Objective – Exclude images, then output the remaining data verbatim.

Source data –
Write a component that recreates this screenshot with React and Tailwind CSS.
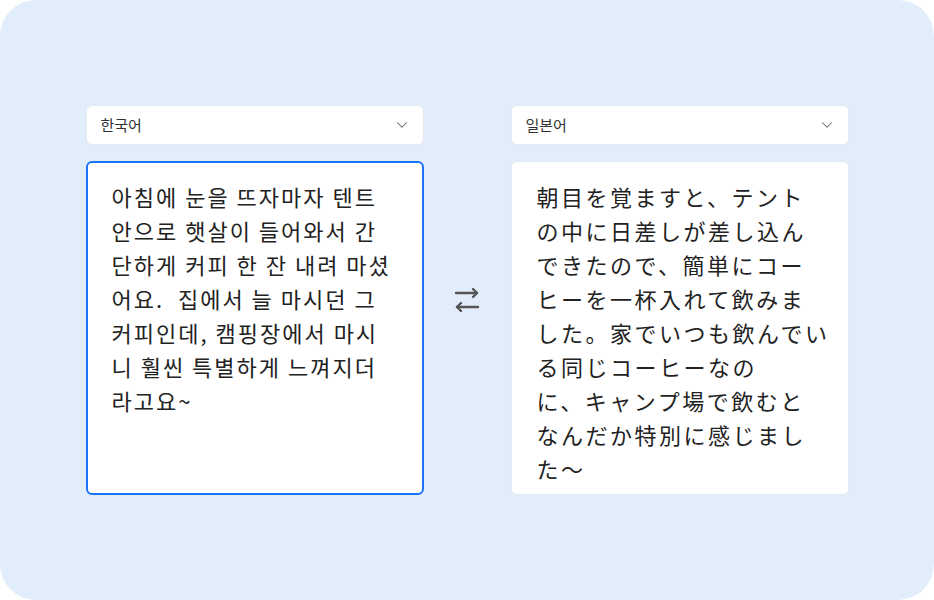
import { ChevronDown } from 'lucide-react';

const koLines = [
  '아침에 눈을 뜨자마자 텐트',
  '안으로 햇살이 들어와서 간',
  '단하게 커피 한 잔 내려 마셨',
  '어요.  집에서 늘 마시던 그',
  '커피인데, 캠핑장에서 마시',
  '니 훨씬 특별하게 느껴지더',
  '라고요~',
];

const jaLines = [
  '朝目を覚ますと、テント',
  'の中に日差しが差し込ん',
  'できたので、簡単にコー',
  'ヒーを一杯入れて飲みま',
  'した。家でいつも飲んでい',
  'る同じコーヒーなの',
  'に、キャンプ場で飲むと',
  'なんだか特別に感じまし',
  'た〜',
];

function LangSelect({ label }) {
  return (
    <div className="h-10 bg-white rounded-md border border-[#e6eaf0] flex items-center justify-between pl-[14px] pr-[12px] text-[15px] text-[#333]">
      <span>{label}</span>
      <ChevronDown size={18} strokeWidth={1.4} className="text-[#666]" />
    </div>
  );
}

export default function App() {
  return (
    <div className="w-[934px] h-[600px] bg-white">
      <div
        className="w-full h-full rounded-[36px] bg-[#e1edfb] flex items-center justify-center"
        style={{ fontFamily: '"Noto Sans CJK KR", "Noto Sans CJK JP", sans-serif' }}
      >
        {/* source */}
        <div className="w-[338px] flex flex-col gap-4">
          <LangSelect label="한국어" />
          <div className="h-[334px] bg-white rounded-md border-2 border-[#1a73f8] pl-6 pr-4 pt-4 text-[22px] leading-[34px] tracking-[2px] text-[#222] whitespace-pre">
            {koLines.map((l, i) => (
              <div key={i}>{l}</div>
            ))}
          </div>
        </div>

        {/* swap */}
        <div className="w-[87px] flex justify-center">
          <svg width="26" height="24" viewBox="0 0 26 24" fill="none" stroke="#555" strokeWidth="2.4" strokeLinecap="round" strokeLinejoin="round">
            <path d="M2 5h21" />
            <path d="M19 1l4 4-4 4" />
            <path d="M24 19H3" />
            <path d="M7 15l-4 4 4 4" />
          </svg>
        </div>

        {/* target */}
        <div className="w-[338px] flex flex-col gap-4">
          <LangSelect label="일본어" />
          <div
            className="h-[334px] bg-white rounded-md border border-[#e6eaf0] pl-[25px] pr-4 pt-[17px] text-[22px] leading-[34px] tracking-[2.5px] text-[#222] whitespace-pre"
            style={{ fontFamily: '"Noto Sans CJK JP", sans-serif' }}
          >
            {jaLines.map((l, i) => (
              <div key={i}>{l}</div>
            ))}
          </div>
        </div>
      </div>
    </div>
  );
}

Task output –
Write a component that recreates this screenshot with React and Tailwind CSS.
import { ChevronDown } from 'lucide-react';

const koLines = [
  '아침에 눈을 뜨자마자 텐트',
  '안으로 햇살이 들어와서 간',
  '단하게 커피 한 잔 내려 마셨',
  '어요.  집에서 늘 마시던 그',
  '커피인데, 캠핑장에서 마시',
  '니 훨씬 특별하게 느껴지더',
  '라고요~',
];

const jaLines = [
  '朝目を覚ますと、テント',
  'の中に日差しが差し込ん',
  'できたので、簡単にコー',
  'ヒーを一杯入れて飲みま',
  'した。家でいつも飲んでい',
  'る同じコーヒーなの',
  'に、キャンプ場で飲むと',
  'なんだか特別に感じまし',
  'た〜',
];

function LangSelect({ label }) {
  return (
    <div className="h-10 bg-white rounded-md border border-[#e6eaf0] flex items-center justify-between pl-[14px] pr-[12px] text-[15px] text-[#333]">
      <span>{label}</span>
      <ChevronDown size={18} strokeWidth={1.4} className="text-[#666]" />
    </div>
  );
}

export default function App() {
  return (
    <div className="w-[934px] h-[600px] bg-white">
      <div
        className="w-full h-full rounded-[36px] bg-[#e1edfb] flex items-center justify-center"
        style={{ fontFamily: '"Noto Sans CJK KR", "Noto Sans CJK JP", sans-serif' }}
      >
        {/* source */}
        <div className="w-[338px] flex flex-col gap-4">
          <LangSelect label="한국어" />
          <div className="h-[334px] bg-white rounded-md border-2 border-[#1a73f8] pl-6 pr-4 pt-4 text-[22px] leading-[34px] tracking-[2px] text-[#222] whitespace-pre">
            {koLines.map((l, i) => (
              <div key={i}>{l}</div>
            ))}
          </div>
        </div>

        {/* swap */}
        <div className="w-[87px] flex justify-center">
          <svg width="26" height="24" viewBox="0 0 26 24" fill="none" stroke="#555" strokeWidth="2.4" strokeLinecap="round" strokeLinejoin="round">
            <path d="M2 5h21" />
            <path d="M19 1l4 4-4 4" />
            <path d="M24 19H3" />
            <path d="M7 15l-4 4 4 4" />
          </svg>
        </div>

        {/* target */}
        <div className="w-[338px] flex flex-col gap-4">
          <LangSelect label="일본어" />
          <div
            className="h-[334px] bg-white rounded-md border border-[#e6eaf0] pl-[25px] pr-4 pt-[17px] text-[22px] leading-[34px] tracking-[2.5px] text-[#222] whitespace-pre"
            style={{ fontFamily: '"Noto Sans CJK JP", sans-serif' }}
          >
            {jaLines.map((l, i) => (
              <div key={i}>{l}</div>
            ))}
          </div>
        </div>
      </div>
    </div>
  );
}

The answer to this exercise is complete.